A través de piezas clásicas del género (“De España vengo” de El niño judío o “Yo que siempre de los hombres me reí” de El rey que rabió, por citar dos de las más inconfundibles) el espectador va conociendo la intrahistoria de estos personajes, la pasión musical que les une, y el romance profesor-alumna-peligrosamente-joven que nos recuerda a alguno de los prolijos trabajos de Woody Allen, con Don Julián actuando como trasunto del propio Boadella.
No es difícil imaginar cómo el autodenominado presidente de Tabarnia utiliza este modesto tapete para dar rienda suelta a sus pulsiones más íntimas y, quizá por eso, confesables para él desde cualquier púlpito. La obra afronta cantidad de temas, y cabe decir que en ningún caso se le podrá acusar de tibieza. El vetusto Don Julián hace gala de actitudes e ideas de otros tiempos, puntuadas, para regocijo de la audiencia, de peinetas o cortes de manga según la energía de que disponga el personaje en ese momento.
Boadella, quien no ha ocultado su cruzada contra la tan manida “corrección política” no oculta las intenciones panfletarias de la obra. Pili, la inteligencia artificial, recuerda a diario al protagonista la necesidad de acostarse a las 21.30 para descansar correctamente, o la prohibición de fumar en el centro. Don Julián, por encima de las recomendaciones sanitarias, se mofa de esta voz (femenina, claro) intentando velar por su salud. “¿Quién te ha dicho a ti las copas de vino que yo tengo o no tengo que beber?”, parece pensar el viejo maestro, aunque sin encapsularlo en tan pocas palabras como hiciera el célebre autor original de la cita. La inteligencia artificial recordará al espectador a la celebrada Her de Spike Jonze, pero en este caso no hay rastro de enamoramiento: solo inquina y resquemor.

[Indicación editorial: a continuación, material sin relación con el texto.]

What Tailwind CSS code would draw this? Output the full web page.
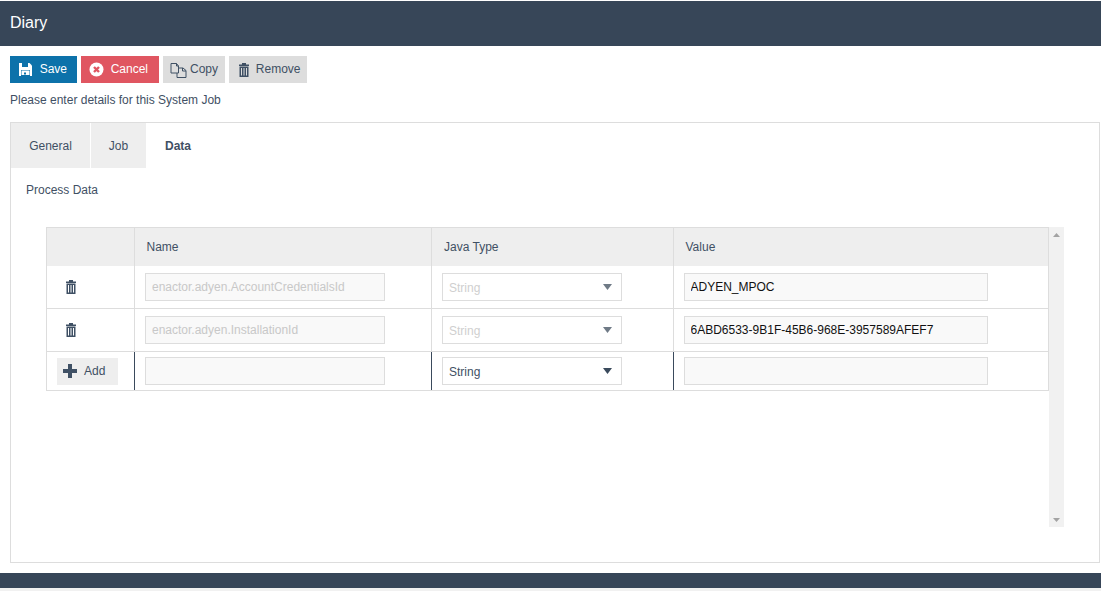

Las actuaciones de Antonio Comas y María Rey-Joly resultan a todas luces intachables. Los números musicales funcionan como se espera de ellos y los dos intentan defender admirablemente un texto que en demasiadas ocasiones parece anquilosado en tiempos pretéritos. La famosa y laureada Susan King, por supuesto, es vejada casi en cada escena, sometida físicamente para sublimar el dolor a través de la música y, por supuesto, llamada puta sin ningún tipo de pudor ni réplica. Más allá de los números musicales y los anglicismos ocasionales se priva al lector de un conocimiento más profundo del personaje, que no expresa opiniones ni anhelos más allá del ansia de triunfar.
De la mano de Don Julián, tampoco salen bien parados los artistas actuales (paleolíticos es un adjetivo empleado para los Rolling Stones), la ópera (“la zarzuela es el arte del pueblo, la ópera es el arte del estado”) o casi cualquier asunto sobre el que el misántropo empedernido se pronuncia a lo largo de la hora y media de montaje.

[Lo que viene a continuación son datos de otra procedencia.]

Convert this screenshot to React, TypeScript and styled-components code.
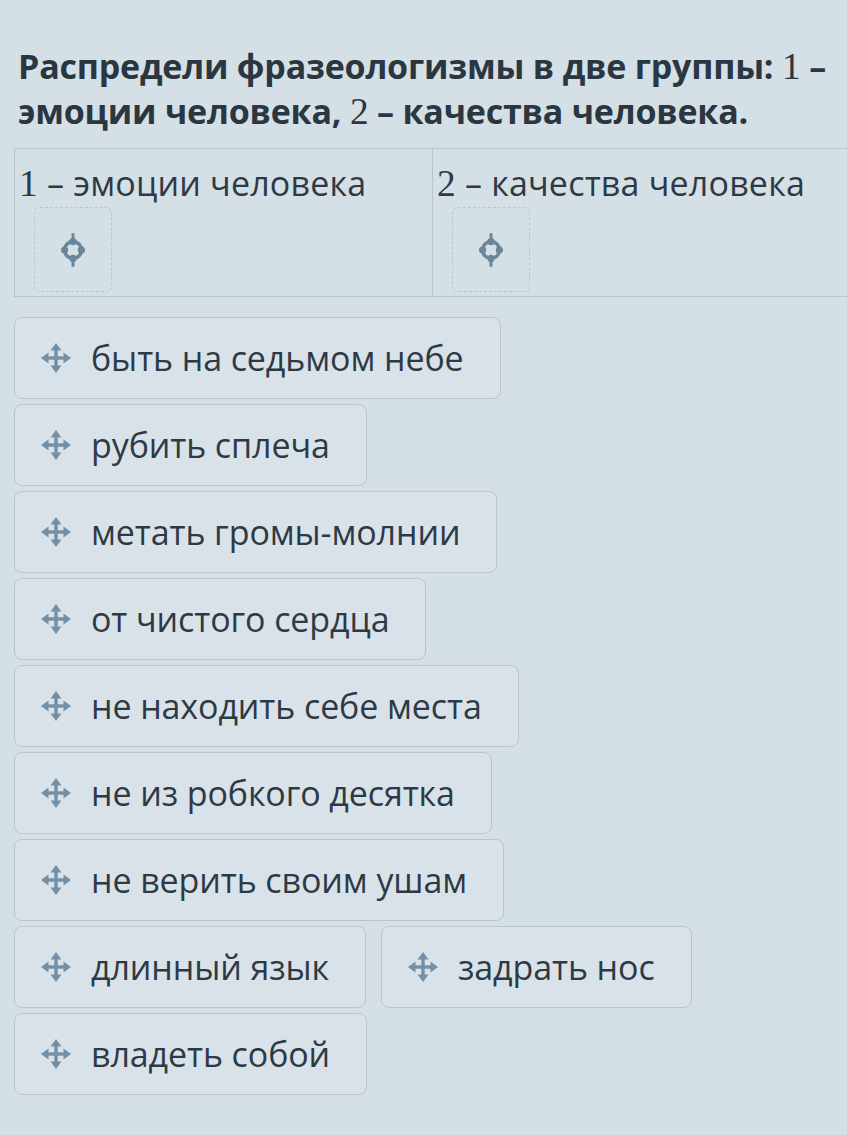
import React from "react";
import styled, { createGlobalStyle } from "styled-components";

const GlobalStyle = createGlobalStyle`
  html, body {
    margin: 0;
    padding: 0;
    background: #d5dfe6;
    overflow-x: hidden;
  }
  body {
    font-family: "Open Sans", "Noto Sans", sans-serif;
    color: #2d3a45;
  }
`;

const Page = styled.div`
  padding: 44px 0 30px 14px;
  min-height: 1135px;
  box-sizing: border-box;
`;

const Title = styled.h1`
  margin: 0 0 14px 4px;
  font-size: 34px;
  font-weight: 700;
  line-height: 45px;
  letter-spacing: -0.2px;
  color: #2a3640;
  white-space: nowrap;
`;

const Digit = styled.span`
  font-family: "Liberation Serif", serif;
  font-weight: 400;
  font-size: 1.1em;
`;

const Table = styled.div`
  display: grid;
  grid-template-columns: 418px 1fr;
  border: 1.5px solid #b8c3cb;
  border-right: none;
`;

const Cell = styled.div<{ $last?: boolean }>`
  padding: 13px 0 4px 4px;
  border-right: ${(p) => (p.$last ? "none" : "1.5px solid #b8c3cb")};
`;

const CellHead = styled.div`
  font-size: 34px;
  line-height: 42px;
  letter-spacing: 0.2px;
  color: #2d3a45;
  white-space: nowrap;
`;

const DropZone = styled.div`
  margin: 2px 0 0 15px;
  width: 78px;
  height: 85px;
  border: 1.5px dashed #bcc6ce;
  border-radius: 6px;
  box-sizing: border-box;
  display: flex;
  align-items: center;
  justify-content: center;
`;

const Chips = styled.div`
  margin-top: 20px;
  max-width: 720px;
  display: flex;
  flex-wrap: wrap;
  gap: 5px 15px;
`;

const Chip = styled.div`
  height: 82px;
  box-sizing: border-box;
  display: flex;
  align-items: center;
  gap: 20px;
  padding: 0 36px 0 26px;
  background: #d9e2e9;
  border: 1.5px solid #b9c5cd;
  border-radius: 8px;
  font-size: 34px;
  letter-spacing: -0.1px;
  color: #2d3a45;
  white-space: nowrap;
`;

const MoveIcon = () => (
  <svg width="30" height="30" viewBox="0 0 30 30" fill="#7390a7">
    <rect x="13.3" y="5" width="3.4" height="20" />
    <rect x="5" y="13.3" width="20" height="3.4" />
    <polygon points="15,0 9.5,7.5 20.5,7.5" />
    <polygon points="15,30 9.5,22.5 20.5,22.5" />
    <polygon points="0,15 7.5,9.5 7.5,20.5" />
    <polygon points="30,15 22.5,9.5 22.5,20.5" />
  </svg>
);

const TargetIcon = () => (
  <svg width="36" height="36" viewBox="0 0 30 30">
    <circle cx="15" cy="15" r="7" fill="none" stroke="#6a869d" strokeWidth="3" />
    <rect x="13.8" y="1" width="2.4" height="6" fill="#6a869d" />
    <rect x="13.8" y="23" width="2.4" height="6" fill="#6a869d" />
    <circle cx="15" cy="8" r="3" fill="#6a869d" />
    <circle cx="15" cy="22" r="3" fill="#6a869d" />
    <circle cx="8" cy="15" r="3" fill="#6a869d" />
    <circle cx="22" cy="15" r="3" fill="#6a869d" />
  </svg>
);

const items = [
  "быть на седьмом небе",
  "рубить сплеча",
  "метать громы-молнии",
  "от чистого сердца",
  "не находить себе места",
  "не из робкого десятка",
  "не верить своим ушам",
  "длинный язык",
  "задрать нос",
  "владеть собой",
];

export default function App() {
  return (
    <>
      <GlobalStyle />
      <Page>
        <Title>
          Распредели фразеологизмы в две группы: <Digit>1</Digit> –
          <br />
          эмоции человека, <Digit>2</Digit> – качества человека.
        </Title>
        <Table>
          <Cell>
            <CellHead>
              <Digit>1</Digit> – эмоции человека
            </CellHead>
            <DropZone>
              <TargetIcon />
            </DropZone>
          </Cell>
          <Cell $last>
            <CellHead>
              <Digit>2</Digit> – качества человека
            </CellHead>
            <DropZone>
              <TargetIcon />
            </DropZone>
          </Cell>
        </Table>
        <Chips>
          {items.map((t) => (
            <Chip key={t}>
              <MoveIcon />
              {t}
            </Chip>
          ))}
        </Chips>
      </Page>
    </>
  );
}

Don Julián, en algún momento de la puesta en escena, se lamenta de que el arte de la zarzuela se está perdiendo, engullido por la todopoderosa globalización, y asegura que es cuestión de tiempo que desaparezca por completo. Sin embargo, esta humilde espectadora considera que el género lírico español tiene su pervivencia asegurada pues, aunque pueda no parecerlo, son muchos (también jóvenes) quienes se acercan a la zarzuela con interés y también muchos quienes la remozan y la presentan desde otros prismas para un nuevo público.
Es muy posible que el futuro pertenezca a aquellos que son capaces de disfrutar al tiempo de Don Hilarión que de la motomami que “igual de cantaora con un chándal de Versace, que vestidita de bailaora” que de los cascarrabias que siempre abren el caramelito en los silencios de la orquesta y pretenden que la zarzuela es solo suya y muera con ellos. Larga vida a Chueca, Barbieri y Chapí.